Soy suspicaz por naturaleza. Una vez, en la presentación de un libro, me dijeron: «Tú siempre te lo cuestionas todo, ¿no?». Es verdad, lo cuestiono todo. Y, si no lo hago, sospecho que me la están colando. Creo que la vida es compleja, que todo está en las preguntas y casi nada en las respuestas. Mucho menos si estas son simples. La vida ocurre en los grises porque los seres humanos no somos de blancos y negros, aunque nos intenten convencer de ello. No somos una sola cosa, sino que estamos compuestos por millones de sutiles incongruencias. La empatía con las incongruencias del de enfrente seguramente mejoraría el mundo, pero no parece que eso vaya a ocurrir. Ahora mismo, lo que se lleva, es fingir coherencia y enfrentarse a todo lo demás.

Casi siempre, ante algo que me hace levantar la ceja, lo primero que me pregunto es quién se beneficia. ¿Quién puede beneficiarse de esta exaltación de la propia forma de ver las cosas tan excluyente?

Pensemos con detenimiento y cojamos un tema al azar: la maternidad, por ejemplo. La primera brecha está entre la gente que quiere ser madre y la que no. Las que no, tienden a justificarse ante ataques de egoísmo e inmadurez. Las que sí, tienen que enfrentarse a las opiniones no solicitadas, incluidas aquellas que definen su elección como si fuera de una época pretérita en la que la mujer sólo era considerada con ese fin. Luego llegará la guerra por el tipo de alimentación —pecho o biberón— y, si se ha elegido el pecho, la guerra sobre cuándo retirárselo. Si el niño debe dormir o no con los padres. Si se le debe atender enseguida o dejarlo llorar. Si es mejor tener otro o no... y el niño todavía ni habla ni anda. Traslademos esto a cada elección de la vida, a cómo cada uno se ve obligado a defenderse como si no hubiera alternativas, quizá mejores. El tener que justificarnos ante el juicio ajeno es terrorífico y, desde que tanta gente muestra públicamente su intimidad, una constante de la que es muy difícil huir.

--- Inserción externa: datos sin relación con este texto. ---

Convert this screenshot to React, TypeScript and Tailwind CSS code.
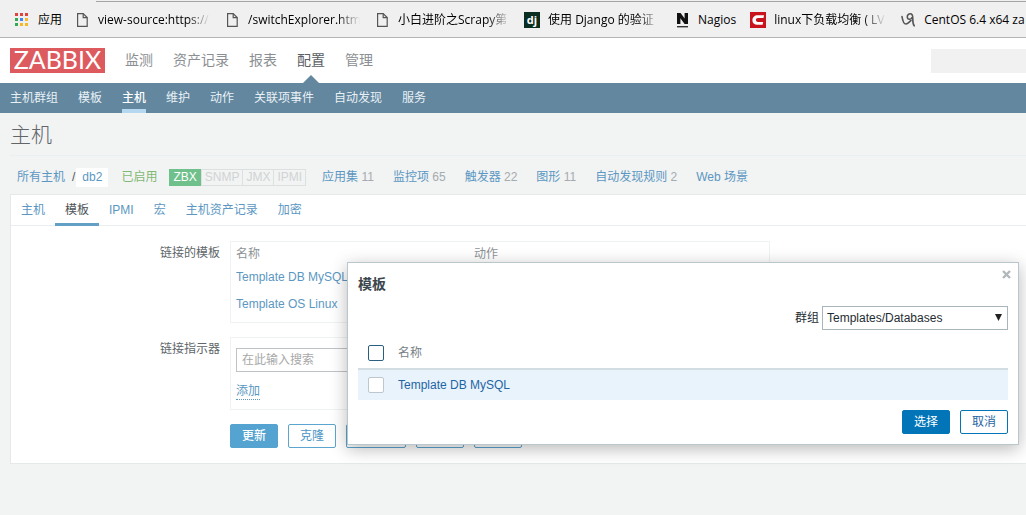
import type { ReactNode } from "react";

const mainNav = ["监测", "资产记录", "报表", "配置", "管理"];
const subNav = ["主机群组", "模板", "主机", "维护", "动作", "关联项事件", "自动发现", "服务"];
const tabs = ["主机", "模板", "IPMI", "宏", "主机资产记录", "加密"];
const hostLinks = [
  { label: "应用集", count: 11 },
  { label: "监控项", count: 65 },
  { label: "触发器", count: 22 },
  { label: "图形", count: 11 },
  { label: "自动发现规则", count: 2 },
  { label: "Web 场景" },
];

function AppsIcon() {
  const colors = ["#e0433f", "#e0433f", "#e0433f", "#35a852", "#4285f4", "#f5b924", "#35a852", "#f5b924", "#f5b924"];
  return (
    <svg width="16" height="16" viewBox="0 0 16 16" aria-hidden="true">
      {colors.map((color, i) => (
        <rect key={i} x={1 + (i % 3) * 5} y={1 + Math.floor(i / 3) * 5} width="3" height="3" fill={color} />
      ))}
    </svg>
  );
}

function PageIcon() {
  return (
    <svg width="16" height="16" viewBox="0 0 16 16" fill="none" stroke="#555" strokeWidth="1.2" aria-hidden="true">
      <path d="M3.600 1.600h5.600l4 4v8.800H3.600z" />
      <path d="M9.200 1.600v4h4" />
    </svg>
  );
}

function DjangoIcon() {
  return (
    <span className="flex size-4 items-center justify-center bg-[#0c2e20] pb-0.5 text-[11px] leading-none font-bold text-white">
      dj
    </span>
  );
}

function NagiosIcon() {
  return (
    <svg width="16" height="16" viewBox="0 0 16 16" aria-hidden="true">
      <path d="M3 12V1h3.600l4 5.500V1H14v11h-3.400l-4.200-5.800V12z" fill="#111" />
      <path d="M3 14h11v1.400H3z" fill="#333" />
    </svg>
  );
}

function CsdnIcon() {
  return (
    <svg width="16" height="16" viewBox="0 0 16 16" aria-hidden="true">
      <path d="M0 0h16v16H0z" fill="#c8141c" />
      <path d="M14 3.200 13.500 6H8.200C6.600 6 5.900 6.900 5.900 8s.6 1.900 2.100 1.900h5.200l-.6 2.900H7.400C4.200 12.800 2.400 11 2.400 8.200c0-3 2.200-5 5.400-5z" fill="#fff" />
    </svg>
  );
}

function CentosIcon() {
  return (
    <svg width="16" height="16" viewBox="0 0 16 16" fill="none" stroke="#555" strokeWidth="1.600" strokeLinecap="round" aria-hidden="true">
      <path d="M2 4.500C2.500 8 3.500 12 6 12c1.800 0 3-2 5-3.500" />
      <path d="M12 5.500C11 8 7.500 8 7.300 5 7.200 2.800 8.800 1.800 10.200 1.800c2 0 2.600 2 2.600 4.500 0 3-.2 5.500 1.400 7.500" />
    </svg>
  );
}

function Bookmark({ icon, children, clipped = false }: { icon: ReactNode; children: ReactNode; clipped?: boolean }) {
  return (
    <a href="#bookmark" className="flex shrink-0 items-center gap-2 text-black">
      {icon}
      <span
        className={
          clipped
            ? "w-28 whitespace-nowrap [mask-image:linear-gradient(to_right,black_80%,transparent)]"
            : "whitespace-nowrap"
        }
      >
        {children}
      </span>
    </a>
  );
}

function BookmarkBar() {
  return (
    <div className="flex h-[38px] flex-col border-b border-[#b4b4b4] bg-[#f1f0f0] font-['Open_Sans','Noto_Sans_CJK_SC',sans-serif]">
      <div className="mt-px ml-24 h-px bg-[#a3a5a4]" />
      <div className="flex flex-1 items-center gap-3.5 overflow-hidden pt-px pl-3.5 text-xs">
        <div className="-mr-0.5">
          <Bookmark icon={<AppsIcon />}>应用</Bookmark>
        </div>
        <Bookmark icon={<PageIcon />} clipped>view-source:https://</Bookmark>
        <Bookmark icon={<PageIcon />} clipped>/switchExplorer.htm</Bookmark>
        <Bookmark icon={<PageIcon />} clipped>小白进阶之Scrapy第</Bookmark>
        <Bookmark icon={<DjangoIcon />} clipped>使用 Django 的验证</Bookmark>
        <Bookmark icon={<NagiosIcon />}>Nagios</Bookmark>
        <Bookmark icon={<CsdnIcon />} clipped>linux下负载均衡 ( LV</Bookmark>
        <Bookmark icon={<CentosIcon />}>CentOS 6.4 x64 za</Bookmark>
      </div>
    </div>
  );
}

function Header() {
  return (
    <header>
      <div className="flex h-[45px] items-center bg-white pl-2.5">
        <a
          href="#home"
          className="flex h-[25px] w-[95px] items-center justify-center bg-[#dd5a5f] pb-0.5 font-['Lato',sans-serif] text-[25px] leading-none text-white"
        >
          ZABBIX
        </a>
        <nav className="ml-5 flex gap-5 self-stretch text-sm">
          {mainNav.map((item) => (
            <a
              key={item}
              href="#menu"
              className={
                item === "配置"
                  ? "relative flex items-center pb-0.5 text-[#5a6065]"
                  : "flex items-center pb-0.5 text-[#8b8f93]"
              }
            >
              {item}
              {item === "配置" && (
                <svg className="absolute bottom-0 left-1/2 -translate-x-1/2" width="16" height="8" viewBox="0 0 16 8" aria-hidden="true">
                  <path d="M0 8 8 0l8 8z" fill="#62879f" />
                </svg>
              )}
            </a>
          ))}
        </nav>
        <input aria-label="搜索" className="ml-auto h-6 w-[95px] bg-[#f1f1f1]" />
      </div>
      <nav className="flex h-[30px] gap-5 bg-[#62879f] px-2.5 text-xs text-[#e9f1f6]">
        {subNav.map((item) => (
          <a
            key={item}
            href="#submenu"
            className={
              item === "主机"
                ? "flex items-center border-b-4 border-[#b5d8f0] pt-1 font-medium text-white"
                : "flex items-center"
            }
          >
            {item}
          </a>
        ))}
      </nav>
    </header>
  );
}

function HostSummary() {
  return (
    <div className="flex h-[38px] items-center pt-1 pl-[7px] text-[#5b97c2]">
      <a href="#hosts">所有主机</a>
      <span className="ml-[7px] text-[#555]">/</span>
      <a href="#db2" className="ml-px flex h-[19px] items-center bg-white px-1.5">db2</a>
      <span className="ml-[13px] text-[#7fb972]">已启用</span>
      <div className="ml-3 flex h-[17px] items-stretch leading-[15px] text-[#cfd3d3]">
        <span className="border border-[#70c08c] bg-[#70c08c] px-[3px] text-white">ZBX</span>
        <span className="border border-[#dde0e0] px-[3px]">SNMP</span>
        <span className="border border-l-0 border-[#dde0e0] px-[3px]">JMX</span>
        <span className="border border-l-0 border-[#dde0e0] px-[3px]">IPMI</span>
      </div>
      <ul className="ml-4 flex gap-[19px] whitespace-nowrap">
        {hostLinks.map(({ label, count }) => (
          <li key={label}>
            <a href="#detail">{label}</a>
            {count !== undefined && <span className="text-[#a5abaf]"> {count}</span>}
          </li>
        ))}
      </ul>
    </div>
  );
}

const outlineButton = "h-6 rounded-xs border border-[#5ba5d0] bg-white px-[11px] text-[#4b95c4]";

function HostForm() {
  return (
    <form className="border border-r-0 border-[#e6e9ea] bg-white pb-[15px]">
      <div className="flex h-[31px] border-b border-[#ebeef0] text-[#5b97c2]">
        {tabs.map((tab) => (
          <button
            key={tab}
            type="button"
            className={
              tab === "模板"
                ? "-mb-px border-b-3 border-[#62a0c6] px-2.5 pt-0.5 text-[#4d5458]"
                : "px-2.5"
            }
          >
            {tab}
          </button>
        ))}
      </div>
      <div className="mt-[15px] grid grid-cols-[209px_1fr] gap-x-2.5 gap-y-3.5 text-[#60666a]">
        <div className="pt-0.5 text-right leading-5">链接的模板</div>
        <div className="h-[82px] w-[540px] border border-[#eff2f3] px-[5px] pt-0.5">
          <table className="w-full text-left">
            <thead className="text-[#8d9296]">
              <tr className="h-5">
                <th className="w-[238px] p-0 font-normal">名称</th>
                <th className="p-0 font-normal">动作</th>
              </tr>
            </thead>
            <tbody className="text-[#5b97c2]">
              <tr className="h-[26px]">
                <td className="p-0"><a href="#mysql">Template DB MySQL</a></td>
                <td className="p-0" />
              </tr>
              <tr className="h-[27px]">
                <td className="p-0"><a href="#linux">Template OS Linux</a></td>
                <td className="p-0" />
              </tr>
            </tbody>
          </table>
        </div>
        <label htmlFor="template-search" className="pt-0.5 text-right leading-5">链接指示器</label>
        <div className="flex h-[73px] w-[540px] flex-col items-start gap-[11px] border border-[#eff2f3] px-[5px] pt-2.5">
          <input
            id="template-search"
            placeholder="在此输入搜索"
            className="h-6 w-[300px] shrink-0 border border-[#bfc3c5] px-[5px] placeholder:text-[#a8a8a8]"
          />
          <button type="button" className="border-b border-dotted border-[#5b97c2] leading-4 text-[#5b97c2]">添加</button>
        </div>
        <div className="col-start-2 flex gap-2.5">
          <button type="button" className="h-6 rounded-xs border border-[#55a3d1] bg-[#55a3d1] px-[11px] font-medium text-white">更新</button>
          <button type="button" className={outlineButton}>克隆</button>
          <button type="button" className={outlineButton}>全克隆</button>
          <button type="button" className={outlineButton}>删除</button>
          <button type="button" className={outlineButton}>取消</button>
        </div>
      </div>
    </form>
  );
}

function TemplateDialog() {
  return (
    <section
      role="dialog"
      aria-labelledby="dialog-title"
      className="absolute top-[262px] right-[7px] w-[672px] border border-[#b9c6cb] bg-white px-2.5 pb-2.5 shadow-[0_4px_16px_rgba(0,0,0,0.28)]"
    >
      <button type="button" aria-label="关闭" className="absolute top-[7px] right-[7px]">
        <svg width="9" height="9" viewBox="0 0 9 9" stroke="#b2b7ba" strokeWidth="2.400" aria-hidden="true">
          <path d="m1 1 7 7M8 1 1 8" />
        </svg>
      </button>
      <h2 id="dialog-title" className="pt-[11px] text-sm leading-5 font-bold text-[#3c474d]">模板</h2>
      <div className="mt-3 flex items-center justify-end gap-[3px] text-[#1f2c33]">
        <label htmlFor="group">群组</label>
        <div className="relative">
          <select id="group" className="block h-6 w-[186px] appearance-none border border-[#a8b5bb] bg-white px-1">
            <option>Templates/Databases</option>
          </select>
          <svg className="pointer-events-none absolute top-2 right-1.5" width="7" height="7" viewBox="0 0 7 7" aria-hidden="true">
            <path d="M0 0h7L3.500 7z" fill="#222" />
          </svg>
        </div>
      </div>
      <table className="mt-[7px] w-full text-left">
        <thead>
          <tr className="h-8 border-b-2 border-[#d2dde3]">
            <th className="w-10 p-0 pl-2.5">
              <input type="checkbox" aria-label="全选" className="block size-4 appearance-none rounded-xs border border-[#2a5f80] bg-white" />
            </th>
            <th className="p-0 font-normal text-[#768087]">名称</th>
          </tr>
        </thead>
        <tbody>
          <tr className="h-[31px] bg-[#e8f3fc]">
            <td className="p-0 pl-2.5">
              <input type="checkbox" aria-label="Template DB MySQL" className="block size-4 appearance-none rounded-xs border border-[#bdc7cd] bg-white" />
            </td>
            <td className="p-0"><a href="#mysql" className="text-[#1f65a3]">Template DB MySQL</a></td>
          </tr>
        </tbody>
      </table>
      <div className="mt-2.5 flex justify-end gap-2.5">
        <button type="button" className="h-6 rounded-xs border border-[#0275b8] bg-[#0275b8] px-[11px] text-white">选择</button>
        <button type="button" className="h-6 rounded-xs border border-[#0275b8] bg-white px-[11px] text-[#1f65a3]">取消</button>
      </div>
    </section>
  );
}

export default function App() {
  return (
    <div className="relative min-h-screen overflow-hidden bg-[#f2f3f3] font-['Liberation_Sans','Noto_Sans_CJK_SC',sans-serif] text-xs">
      <BookmarkBar />
      <Header />
      <main className="pl-2.5">
        <h1 className="flex h-[43px] items-center border-b border-[#eaeff2] pt-0.5 text-[21px] font-light text-[#60666a]">主机</h1>
        <HostSummary />
        <HostForm />
      </main>
      <TemplateDialog />
    </div>
  );
}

¿Pero quién se beneficia de que estemos divididos? Tiendo a pensar que los que de verdad dirigen el cotarro se divierten y comen palomitas mientras nos ven pegarnos entre nosotros, incapaces de organizarnos por un bien común que los cuestione, porque estamos demasiado ocupados en cuestionarnos entre nosotros. Lo peor del asunto no es que todos caigamos más o menos en ello, que sí, sino que muchas veces eso que cuestionamos, eso por lo que nos peleamos es una sutileza, una minucia, una estupidez al fin y al cabo, una nimiedad que, si nos detuviéramos a pensarlo, nos resultaría poco más que ridícula y vana.